O-1B Guide
O-1B for Bandoneon Players: Tango Festival Credits, Argentine Music Industry Recognition, and O-1B Evidence
Bandoneon players who lead recognized orquestas típicas and perform at the Buenos Aires Tango World Festival have well-documented international records, but the tango tradition's institutional structure requires clear explanation in the petition cover letter for USCIS adjudicators encountering the field for the first time.

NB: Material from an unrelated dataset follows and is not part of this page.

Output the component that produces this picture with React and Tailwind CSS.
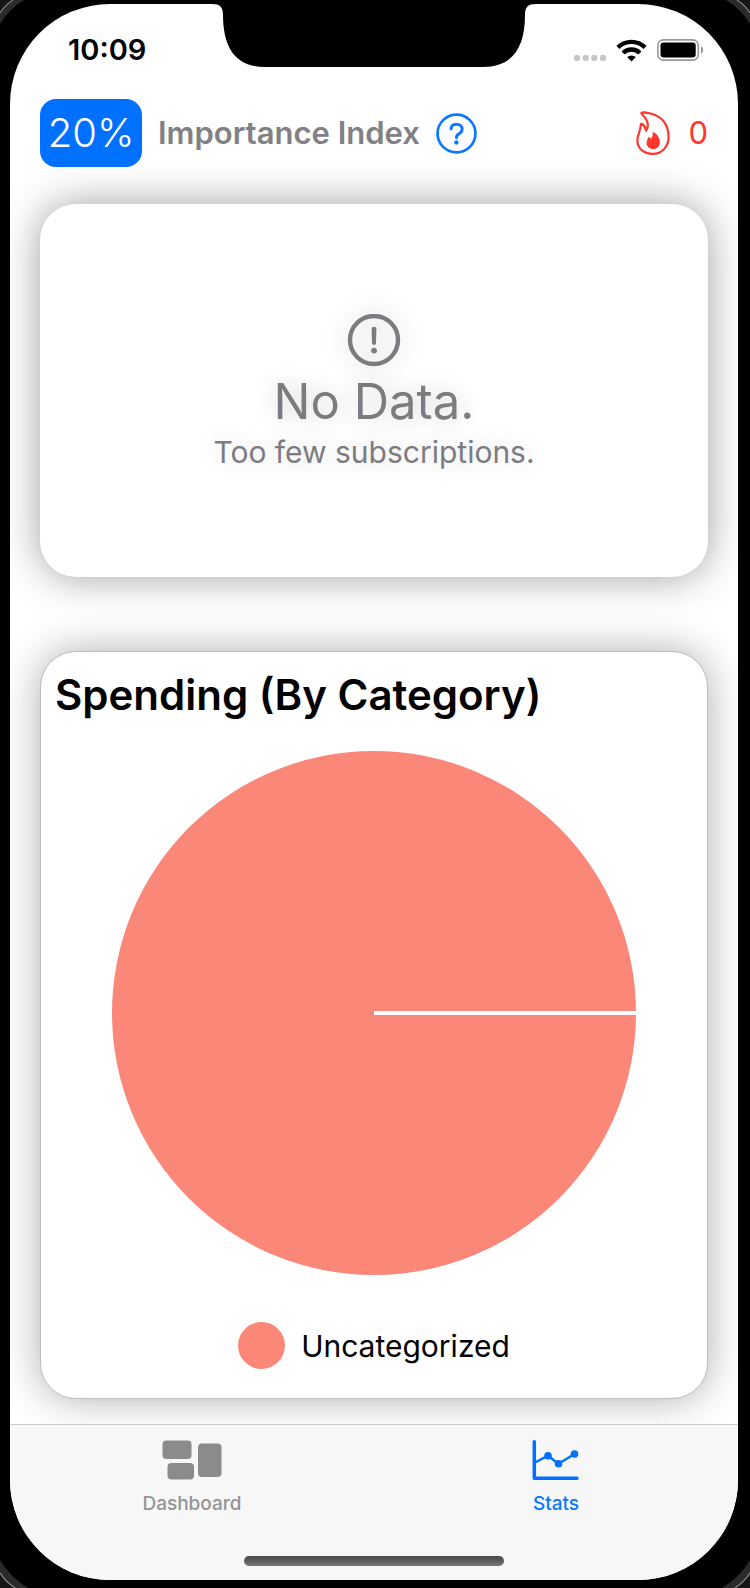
import React from "react";

const CORNERS = [
  { place: "top-0 left-0", size: "size-6" },
  { place: "top-0 right-0 -scale-x-100", size: "size-6" },
  { place: "bottom-0 left-0 -scale-y-100", size: "size-7" },
  { place: "bottom-0 right-0 -scale-100", size: "size-7" },
];

function BezelCorner({ place, size }) {
  return (
    <svg className={`absolute ${place} ${size}`} viewBox="0 0 24 24" aria-hidden="true">
      <path d="M0 24Q9 9 24 0H0Z" fill="#2a2a2b" />
      <path d="M0 13Q5 5 13 0H0Z" fill="#161617" />
      <path d="M0 13Q5 5 13 0" fill="none" stroke="#858585" strokeWidth="1.1" />
    </svg>
  );
}

function Notch() {
  return (
    <svg
      className="absolute top-0 left-1/2 h-16 w-[324px] -translate-x-1/2"
      viewBox="0 0 324 64"
      aria-hidden="true"
    >
      <path
        d="M0 0C8 0 11 3 11 11C11 43 23 63 53 63H271C301 63 313 43 313 11C313 3 316 0 324 0Z"
        fill="#000"
      />
    </svg>
  );
}

function StatusBar() {
  return (
    <div className="flex h-[92px] items-center justify-between pr-[34px] pl-[58px]">
      <time className="text-[29px] leading-8 font-semibold">10:09</time>
      <div className="flex items-center gap-[10px]">
        <svg className="mt-4 h-[6px] w-8" viewBox="0 0 32 6" fill="#c6c6c6" aria-hidden="true">
          <rect x="0" width="6" height="6" rx="2" />
          <rect x="8.7" width="6" height="6" rx="2" />
          <rect x="17.3" width="6" height="6" rx="2" />
          <rect x="26" width="6" height="6" rx="2" />
        </svg>
        <svg className="h-[23px] w-[31px]" viewBox="0 0 31 23" aria-hidden="true">
          <g fill="none" stroke="#000" strokeWidth="4.4">
            <path d="M1.9 8.4A19.5 19.5 0 0 1 29.1 8.4" />
            <path d="M7.1 14A11.9 11.9 0 0 1 23.9 14" />
          </g>
          <path d="M11.2 18.1A6.3 6.3 0 0 1 19.8 18.1L15.5 22.6Z" />
        </svg>
        <svg className="h-[22px] w-[47px]" viewBox="0 0 47 22" aria-hidden="true">
          <rect x="0.9" y="0.9" width="40.4" height="20.2" rx="5.5" fill="none" stroke="#9a9a9a" strokeWidth="1.6" />
          <rect x="3.5" y="3.5" width="35.2" height="15" rx="3" />
          <path d="M44 7.5C47 8.5 47 13.5 44 14.5Z" fill="#9a9a9a" />
        </svg>
      </div>
    </div>
  );
}

function Header() {
  return (
    <header className="flex items-center px-[30px] pt-[3px]">
      <span className="flex h-[68px] w-[102px] items-center justify-center rounded-2xl bg-[#0070ff] text-[40px] leading-none font-light text-white">
        20%
      </span>
      <h1 className="ml-4 text-[31px] leading-10 font-semibold whitespace-nowrap text-[#808085]">
        Importance Index
      </h1>
      <button type="button" aria-label="About the importance index" className="ml-4">
        <svg className="size-[41px]" viewBox="0 0 42 42" fill="none" stroke="#0a78ff" aria-hidden="true">
          <circle cx="21" cy="21" r="19.4" strokeWidth="2.7" />
          <path
            d="M15.4 16.4C15.5 13.3 17.7 11.6 21 11.6C24.3 11.6 26.8 13.6 26.8 16.6C26.8 18.9 25.6 20.1 23.6 21.3C21.7 22.4 20.9 23.4 20.9 25.3"
            strokeWidth="3"
            strokeLinecap="round"
          />
          <circle cx="20.9" cy="30.2" r="2.2" fill="#0a78ff" stroke="none" />
        </svg>
      </button>
      <div className="ml-auto flex items-center gap-[18px] text-[#ff362e]">
        <svg className="h-11 w-[34px]" viewBox="0 0 34 44" aria-hidden="true">
          <path
            d="M5.4 1.9C6.2 0.9 19.5 1.4 27 9.5C30.8 13.8 32.6 19.5 32.6 26C32.6 36 25.6 42.8 16.8 42.8C7.8 42.8 1.4 37.5 1.4 29.5C1.4 22.5 5 20 4.8 13.3C4.8 12.6 5.4 12.6 6 13C8.2 14.3 9.6 16.6 10.1 19.6C13.4 14.5 11.4 8.5 6.2 3.5C5.6 2.9 5.2 2.4 5.4 1.9Z"
            fill="none"
            stroke="currentColor"
            strokeWidth="2.2"
            strokeLinejoin="round"
          />
          <path
            d="M16.6 20.8C20.5 22.3 23.9 26.6 23.9 31.2C23.9 35.2 21 38 17.3 38C13.4 38 10.6 35.6 10.6 32C10.6 29.4 12 28.6 12 26C13.4 26.2 14.2 26.8 14.8 27.8C16.4 26.2 17.2 23.6 16.6 20.8Z"
            fill="currentColor"
          />
        </svg>
        <span className="text-[31px] leading-10 font-normal">0</span>
      </div>
    </header>
  );
}

function ImportanceCard() {
  return (
    <section className="mx-[30px] mt-[37px] flex h-[373px] flex-col items-center justify-center rounded-[36px] bg-white pt-1 text-[#7c7c80] shadow-[0_0_40px_rgba(0,0,0,0.38)]">
      <svg
        className="size-[54px] drop-shadow-[0_0_12px_rgba(0,0,0,0.2)]"
        viewBox="0 0 54 54"
        aria-hidden="true"
      >
        <circle cx="27" cy="26" r="24" fill="none" stroke="currentColor" strokeWidth="4.4" />
        <path d="M24.6 14.7C24.6 12 29.4 12 29.4 14.7L29 29.3C28.9 31.4 25.1 31.4 25 29.3Z" fill="currentColor" />
        <circle cx="27" cy="36.6" r="2.9" fill="currentColor" />
      </svg>
      <h2 className="mt-1 text-[49px] leading-[60px] font-normal [text-shadow:0_0_24px_rgba(0,0,0,0.2)]">
        No Data.
      </h2>
      <p className="text-[30px] leading-10 [text-shadow:0_0_24px_rgba(0,0,0,0.18)]">
        Too few subscriptions.
      </p>
    </section>
  );
}

function SpendingCard() {
  return (
    <section className="mx-[30px] mt-[74px] rounded-[36px] border border-[#bdbdbd] bg-white pb-[29px] shadow-[0_0_40px_rgba(0,0,0,0.32)]">
      <h2 className="px-[14px] pt-[15px] text-[42px] leading-[56px] font-semibold whitespace-nowrap">
        Spending (By Category)
      </h2>
      <svg
        className="mx-auto mt-7 block w-[524px] max-w-full"
        viewBox="0 0 524 524"
        role="img"
        aria-label="All spending is uncategorized"
      >
        <circle cx="262" cy="262" r="262" fill="#fb8779" />
        <path d="M262 262H524" stroke="#fff" strokeWidth="4" />
      </svg>
      <div className="mt-[47px] flex items-center justify-center gap-4">
        <span className="size-[47px] rounded-full bg-[#fb8779]" />
        <span className="text-[30px] leading-10">Uncategorized</span>
      </div>
    </section>
  );
}

function TabBar() {
  return (
    <div className="mt-[25px] border-t border-[#cbcbcb] bg-[#f7f7f7] pb-[14px]">
      <nav className="grid grid-cols-2 pt-[15px] text-[19px] leading-6 font-medium">
        <a href="#dashboard" className="flex flex-col items-center gap-3 text-[#949494]">
          <svg className="h-10 w-[60px]" viewBox="0 0 60 40" fill="#8b8b8b" aria-hidden="true">
            <rect x="0.5" y="0.5" width="29" height="18.5" rx="4" />
            <rect x="5.5" y="23" width="26.5" height="16.5" rx="4" />
            <rect x="36" y="3.5" width="23.5" height="33.5" rx="4" />
          </svg>
          Dashboard
        </a>
        <a href="#stats" aria-current="page" className="flex flex-col items-center gap-3 text-[#0a78ff]">
          <svg
            className="h-10 w-12"
            viewBox="0 0 48 40"
            fill="none"
            stroke="#0070ff"
            strokeLinecap="round"
            strokeLinejoin="round"
            aria-hidden="true"
          >
            <path d="M2.3 1.8V38.2H45" strokeWidth="3.5" />
            <path d="M3 22.5L16 15.7L26.5 23.7L42.5 14" strokeWidth="2.5" />
            <g fill="#0070ff" stroke="none">
              <circle cx="16" cy="15.7" r="3.8" />
              <circle cx="26.5" cy="23.7" r="3.8" />
              <circle cx="42.5" cy="14" r="3.8" />
            </g>
          </svg>
          Stats
        </a>
      </nav>
      <div className="mx-auto mt-10 h-[10px] w-[260px] rounded-full bg-linear-to-b from-[#484848] to-[#777777]" />
    </div>
  );
}

export default function App() {
  return (
    <div className="relative bg-black pt-1 pr-3 pb-2 pl-[10px] font-['Inter','Liberation_Sans',sans-serif] text-black">
      {CORNERS.map((corner) => (
        <BezelCorner key={corner.place} {...corner} />
      ))}
      <main className="relative overflow-hidden rounded-[100px] bg-white">
        <Notch />
        <StatusBar />
        <Header />
        <ImportanceCard />
        <SpendingCard />
        <TabBar />
      </main>
    </div>
  );
}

The bandoneon in the U.S. immigration context
The bandoneon is a free-reed instrument central to the Argentine tango tradition, and bandoneon players pursuing O-1B classification face a distinctive combination of evidentiary challenges: the instrument's professional performance ecosystem is concentrated in Argentina and Uruguay, the institutional recognition structures for the tango tradition are primarily Spanish-language and geographically distant from U.S. immigration experience, and USCIS adjudicators are unlikely to have reviewed O-1B petitions for bandoneon musicians frequently enough to have strong pattern recognition for what extraordinary ability looks like in this field. A well-prepared petition addresses these challenges by explaining the field's institutional structure clearly and mapping each category of evidence to the applicable regulatory criterion under 8 C.F.R. § 214.2(o)(3)(iv).

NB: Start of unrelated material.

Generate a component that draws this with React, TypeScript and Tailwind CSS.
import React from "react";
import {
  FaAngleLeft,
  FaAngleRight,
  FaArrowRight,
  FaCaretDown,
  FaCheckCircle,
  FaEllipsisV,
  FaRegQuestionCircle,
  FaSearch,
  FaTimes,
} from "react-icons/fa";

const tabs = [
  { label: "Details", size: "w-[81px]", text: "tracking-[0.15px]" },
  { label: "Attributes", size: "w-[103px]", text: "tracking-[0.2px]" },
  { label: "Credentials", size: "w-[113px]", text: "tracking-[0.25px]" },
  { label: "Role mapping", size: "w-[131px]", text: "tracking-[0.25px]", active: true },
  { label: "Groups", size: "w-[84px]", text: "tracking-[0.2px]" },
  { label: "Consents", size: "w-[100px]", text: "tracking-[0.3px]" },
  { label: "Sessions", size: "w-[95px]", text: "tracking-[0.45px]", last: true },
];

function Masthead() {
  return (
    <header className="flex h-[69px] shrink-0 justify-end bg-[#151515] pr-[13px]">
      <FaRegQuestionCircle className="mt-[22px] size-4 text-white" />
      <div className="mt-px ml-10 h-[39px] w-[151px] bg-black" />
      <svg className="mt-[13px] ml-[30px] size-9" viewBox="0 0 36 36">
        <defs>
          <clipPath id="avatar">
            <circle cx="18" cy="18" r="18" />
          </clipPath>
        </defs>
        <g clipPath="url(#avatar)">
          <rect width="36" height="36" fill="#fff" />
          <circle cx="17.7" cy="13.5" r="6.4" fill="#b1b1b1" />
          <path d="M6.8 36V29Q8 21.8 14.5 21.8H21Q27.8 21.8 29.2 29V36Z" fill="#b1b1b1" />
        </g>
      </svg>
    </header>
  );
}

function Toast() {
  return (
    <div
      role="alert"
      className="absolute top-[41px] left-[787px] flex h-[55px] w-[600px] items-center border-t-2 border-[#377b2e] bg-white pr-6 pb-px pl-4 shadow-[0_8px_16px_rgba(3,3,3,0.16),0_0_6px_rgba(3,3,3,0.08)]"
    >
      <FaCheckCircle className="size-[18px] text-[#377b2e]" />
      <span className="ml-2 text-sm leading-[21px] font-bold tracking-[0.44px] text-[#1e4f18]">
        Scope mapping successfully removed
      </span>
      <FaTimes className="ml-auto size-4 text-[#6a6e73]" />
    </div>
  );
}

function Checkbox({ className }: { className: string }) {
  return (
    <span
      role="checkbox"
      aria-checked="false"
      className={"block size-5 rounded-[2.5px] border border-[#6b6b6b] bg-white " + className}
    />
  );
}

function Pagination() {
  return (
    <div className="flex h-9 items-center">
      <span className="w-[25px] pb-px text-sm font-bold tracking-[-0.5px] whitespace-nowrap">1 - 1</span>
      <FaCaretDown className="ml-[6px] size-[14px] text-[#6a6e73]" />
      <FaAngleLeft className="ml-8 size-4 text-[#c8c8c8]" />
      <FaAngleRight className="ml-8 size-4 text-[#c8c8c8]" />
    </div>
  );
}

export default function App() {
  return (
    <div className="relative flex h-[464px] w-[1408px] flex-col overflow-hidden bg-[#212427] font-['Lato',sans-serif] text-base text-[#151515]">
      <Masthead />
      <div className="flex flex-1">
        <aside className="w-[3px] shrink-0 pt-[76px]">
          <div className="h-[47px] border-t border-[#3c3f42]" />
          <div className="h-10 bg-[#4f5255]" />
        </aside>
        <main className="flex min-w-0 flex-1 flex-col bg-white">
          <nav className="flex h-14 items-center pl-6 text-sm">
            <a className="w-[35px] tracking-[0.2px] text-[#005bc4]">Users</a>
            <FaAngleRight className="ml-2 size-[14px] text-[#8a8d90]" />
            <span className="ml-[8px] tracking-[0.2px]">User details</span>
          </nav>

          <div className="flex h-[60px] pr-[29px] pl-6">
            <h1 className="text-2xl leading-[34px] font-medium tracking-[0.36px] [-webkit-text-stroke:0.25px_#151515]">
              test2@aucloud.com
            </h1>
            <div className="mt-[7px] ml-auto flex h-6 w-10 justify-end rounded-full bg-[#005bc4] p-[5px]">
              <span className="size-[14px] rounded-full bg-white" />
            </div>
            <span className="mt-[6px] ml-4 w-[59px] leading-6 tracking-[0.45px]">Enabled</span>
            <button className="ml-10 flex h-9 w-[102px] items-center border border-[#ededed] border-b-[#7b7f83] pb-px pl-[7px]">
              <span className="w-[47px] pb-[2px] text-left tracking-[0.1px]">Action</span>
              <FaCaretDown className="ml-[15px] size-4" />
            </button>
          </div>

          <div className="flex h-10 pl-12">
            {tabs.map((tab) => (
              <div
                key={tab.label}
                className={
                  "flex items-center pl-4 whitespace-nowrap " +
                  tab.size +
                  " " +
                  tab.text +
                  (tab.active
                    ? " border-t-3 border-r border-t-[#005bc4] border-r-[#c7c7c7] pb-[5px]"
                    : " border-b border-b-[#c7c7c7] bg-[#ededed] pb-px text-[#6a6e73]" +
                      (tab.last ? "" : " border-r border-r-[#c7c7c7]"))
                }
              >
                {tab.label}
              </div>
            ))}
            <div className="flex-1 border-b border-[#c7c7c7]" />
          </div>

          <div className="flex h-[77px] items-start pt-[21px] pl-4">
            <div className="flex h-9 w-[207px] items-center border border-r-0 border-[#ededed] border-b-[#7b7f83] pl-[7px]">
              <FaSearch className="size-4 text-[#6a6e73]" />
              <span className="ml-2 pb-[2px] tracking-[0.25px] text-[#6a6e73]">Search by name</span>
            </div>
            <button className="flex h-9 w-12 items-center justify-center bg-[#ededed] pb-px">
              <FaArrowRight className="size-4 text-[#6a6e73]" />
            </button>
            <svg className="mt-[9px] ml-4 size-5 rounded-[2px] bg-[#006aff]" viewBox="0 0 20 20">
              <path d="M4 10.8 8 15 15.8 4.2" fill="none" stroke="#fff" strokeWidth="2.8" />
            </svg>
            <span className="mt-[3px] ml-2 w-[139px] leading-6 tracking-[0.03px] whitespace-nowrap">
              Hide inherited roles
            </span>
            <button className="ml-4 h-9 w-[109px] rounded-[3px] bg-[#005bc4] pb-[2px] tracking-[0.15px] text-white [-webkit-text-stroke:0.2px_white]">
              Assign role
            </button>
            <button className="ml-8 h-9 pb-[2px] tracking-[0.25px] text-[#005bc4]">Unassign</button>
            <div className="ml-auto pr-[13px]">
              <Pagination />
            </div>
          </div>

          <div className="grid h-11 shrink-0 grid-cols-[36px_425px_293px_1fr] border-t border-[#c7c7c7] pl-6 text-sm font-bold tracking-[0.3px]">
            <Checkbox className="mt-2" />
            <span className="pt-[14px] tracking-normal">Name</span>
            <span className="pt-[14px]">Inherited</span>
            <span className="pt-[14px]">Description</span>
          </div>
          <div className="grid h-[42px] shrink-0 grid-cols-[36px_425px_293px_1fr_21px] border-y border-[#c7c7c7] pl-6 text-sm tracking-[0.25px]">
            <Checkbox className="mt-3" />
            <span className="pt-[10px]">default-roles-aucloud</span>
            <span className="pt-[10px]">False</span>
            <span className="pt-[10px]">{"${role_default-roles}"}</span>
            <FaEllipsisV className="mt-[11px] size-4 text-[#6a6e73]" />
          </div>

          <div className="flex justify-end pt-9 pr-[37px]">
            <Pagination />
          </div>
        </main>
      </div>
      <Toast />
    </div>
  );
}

The tango tradition as practiced by professional bandoneon players spans concert performance in orquesta típica settings, accompaniment of tango dance performances in milonga and show production contexts, and recording. UNESCO declared the tango as Intangible Cultural Heritage of Humanity in 2009, with shared recognition between Argentina and Uruguay, providing a formal international institutional basis for treating tango as a performing art form of recognized cultural significance. The bandoneon's role within tango is not merely instrumental accompaniment: a leading bandoneon player in an orquesta típica is typically the ensemble's musical director and principal creative voice, making the player the critical artistic decision-maker for the ensemble's repertoire, tempo, and interpretation choices.

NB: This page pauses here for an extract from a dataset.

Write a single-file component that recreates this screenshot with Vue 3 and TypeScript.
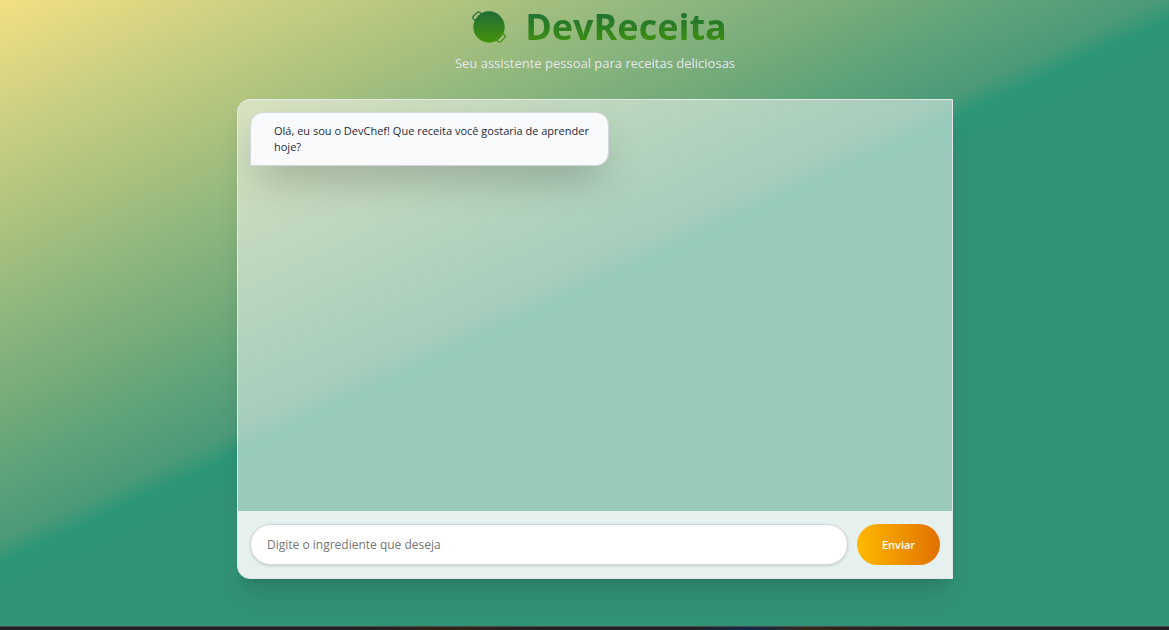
<script setup lang="ts">
import { ref } from 'vue'

interface Message {
  id: number
  text: string
}

const messages = ref<Message[]>([
  { id: 1, text: 'Olá, eu sou o DevChef! Que receita você gostaria de aprender hoje?' },
])
const draft = ref('')

function send() {
  const text = draft.value.trim()
  if (!text) return
  messages.value.push({ id: messages.value.length + 1, text })
  draft.value = ''
}
</script>

<template>
  <div class="page">
    <main class="shell">
      <header class="header">
        <h1 class="title">
          <svg class="logo" viewBox="0 0 34 34" aria-hidden="true">
            <defs>
              <linearGradient id="pot" x1="0" y1="0" x2="0" y2="34" gradientUnits="userSpaceOnUse">
                <stop offset="0" stop-color="#1f6a38" />
                <stop offset="1" stop-color="#479408" />
              </linearGradient>
            </defs>
            <circle cx="17" cy="17" r="15.7" fill="url(#pot)" />
            <g fill="none" stroke-width="1.3">
              <rect x="0.6" y="3.6" width="9" height="5" rx="2" transform="rotate(-42 5.1 6.1)" stroke="#2f7434" />
              <rect x="24.4" y="25.4" width="9" height="5" rx="2" transform="rotate(-42 28.9 27.9)" stroke="#47901a" />
            </g>
          </svg>
          <span class="name">DevReceita</span>
        </h1>
        <p class="tagline">Seu assistente pessoal para receitas deliciosas</p>
      </header>

      <section class="chat">
        <div class="messages">
          <p v-for="message in messages" :key="message.id" class="bubble">{{ message.text }}</p>
        </div>
        <form class="composer" @submit.prevent="send">
          <input
            v-model="draft"
            class="field"
            type="text"
            aria-label="Ingrediente"
            placeholder="Digite o ingrediente que deseja"
          />
          <button class="send" type="submit">Enviar</button>
        </form>
      </section>
    </main>
    <footer class="strip"></footer>
  </div>
</template>

<style>
body {
  margin: 0;
}
</style>

<style scoped>
.page {
  box-sizing: border-box;
  min-height: 100vh;
  display: flex;
  flex-direction: column;
  font-family: 'Open Sans', 'Noto Sans', sans-serif;
  background: linear-gradient(155deg, #f2e084 0%, #4b9a78 46%, #2d9677 48%, #329276 52%, #329276 100%);
}

.shell {
  flex: 1;
  display: flex;
  flex-direction: column;
  margin: 0 216px 47px 237px;
}

.header {
  text-align: center;
  padding-bottom: 25px;
}

.title {
  display: flex;
  align-items: center;
  justify-content: center;
  gap: 19px;
  margin: 0;
  padding-left: 9px;
  font-size: 36px;
  line-height: 53px;
  font-weight: 700;
}

.logo {
  width: 34px;
  height: 34px;
}

.name {
  color: transparent;
  background: linear-gradient(to bottom, #0f6440, #4b9a05);
  -webkit-background-clip: text;
  background-clip: text;
}

.tagline {
  margin: 0;
  font-size: 13px;
  line-height: 21px;
  color: #e5e7eb;
}

.chat {
  flex: 1;
  display: flex;
  flex-direction: column;
  overflow: hidden;
  border: 1px solid #e5e7eb;
  border-radius: 13px 0 0 13px;
  background: rgba(255, 255, 255, 0.5);
  box-shadow: 0 20px 25px -5px rgba(0, 0, 0, 0.1), 0 8px 10px -6px rgba(0, 0, 0, 0.1);
}

.messages {
  flex: 1;
  padding: 12px;
}

.bubble {
  box-sizing: border-box;
  width: 52%;
  margin: 0;
  padding: 10px 12px 10px 23px;
  border: 1px solid #d1d5dc;
  border-radius: 13px 13px 13px 0;
  background: #f9fafb;
  color: #1e2939;
  font-size: 11px;
  line-height: 16px;
  box-shadow: 0 20px 40px -10px rgba(0, 0, 0, 0.25);
}

.composer {
  display: flex;
  gap: 9px;
  padding: 13px 12px;
  background: rgba(249, 250, 251, 0.8);
}

.field {
  box-sizing: border-box;
  flex: 1;
  min-width: 0;
  height: 41px;
  padding: 0 16px;
  border: 1px solid #d1d5dc;
  border-radius: 21px;
  background: #ffffff;
  color: #1e2939;
  font-family: inherit;
  font-size: 12px;
  outline: none;
  box-shadow: 0 1px 3px rgba(0, 0, 0, 0.15);
}

.field::placeholder {
  color: #757575;
}

.send {
  width: 83px;
  height: 41px;
  padding: 0;
  border: 0;
  border-radius: 21px;
  background: linear-gradient(to right, #ffb900, #e17100);
  color: #ffffff;
  font-family: inherit;
  font-size: 11px;
  font-weight: 600;
  cursor: pointer;
}

.strip {
  height: 3px;
  border-top: 1px solid #4a4f4c;
  background: linear-gradient(
    to right,
    #1f2023 0%,
    #1f2023 31%,
    #33241a 38%,
    #1f2023 47%,
    #1f2023 59%,
    #142a4a 64%,
    #33281a 69%,
    #1f2023 78%
  );
}
</style>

Professional bandoneon players who have reached the level of extraordinary ability typically demonstrate it through a combination of factors: leadership of or featured engagement in recognized orquestas típicas, invitations to perform at premier tango festivals in Buenos Aires and internationally, recording credits on recognized labels distributed by the Argentine music industry, recognition from institutional bodies such as the Instituto Nacional de la Música (INAMU) or the Argentine Ministry of Culture, and documented peer recognition from the broader tango performance community. A petition that assembles these evidentiary threads into a coherent picture organized around the O-1B criteria will give the adjudicator the context and documentation needed to evaluate extraordinary ability in a field that is well-defined within Argentina's cultural arts framework even if it is infrequently encountered in USCIS O-1B adjudication.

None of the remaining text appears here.